Menurut rencana, rakor akan kembali diselenggarakan pekan depan dengan melibatkan para produsen bahan pokok. Satgas Pangan akan menggali kondisi stok pangan secara lebih riil. Mulai dari aspek produksi, distribusi, dan tujuan distribusi.
Helmy memastikan stok kebutuhan pokok masyarakat, seperti beras, gula, daging sapi, ayam, dan telur, juga masih cukup jelang bulan Ramadhan.
”Kami akan coba hadirkan lebih lengkap. Jadi ini adalah langkah awal untuk mengantisipasi jangan sampai terjadi gejolak harga, kelangkaan barang, apalagi hambatan distribusi bahan pokok jelang bulan puasa,” kata Helmy.
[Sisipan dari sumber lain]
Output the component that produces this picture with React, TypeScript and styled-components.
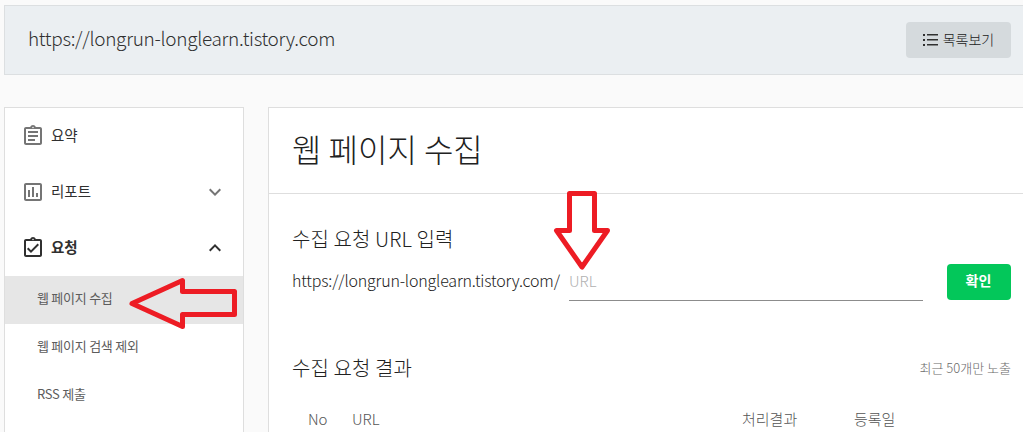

Ia pun mengimbau masyarakat untuk tidak panik lalu membeli bahan pokok di luar batas kewajaran.
Secara terpisah, Wakil Ketua Komisi III DPR dari Fraksi Partai Amanat Nasional Pangeran Khairul Saleh mengaku prihatin atas kelangkaan minyak goreng yang telah mengganggu stabilitas ketahanan pangan nasional. Lonjakan harga di negara penghasil minyak goreng dari industri sawit patut dipertanyakan.
Meski demikian, Pangeran mengapresiasi kinerja Satgas Pangan Bareskrim Polri yang telah mengungkap dugaan penimbunan minyak goreng di sejumlah daerah. Ia meminta kasus-kasus itu diusut tuntas, tidak hanya berhenti saat menemukan penimbun. ”Lebih penting dari itu adalah menemukan mafia pangan, khususnya pemain minyak goreng besar yang sengaja mengeruk keuntungan dari perdagangan tidak wajar ini,” ujarnya.
Ia berharap Polri tidak berlama-lama membiarkan kelangkaan minyak ini terus terjadi. Komisi III akan mendukung setiap langkah tegas yang akan diambil kepada pelaku tanpa pandang bulu.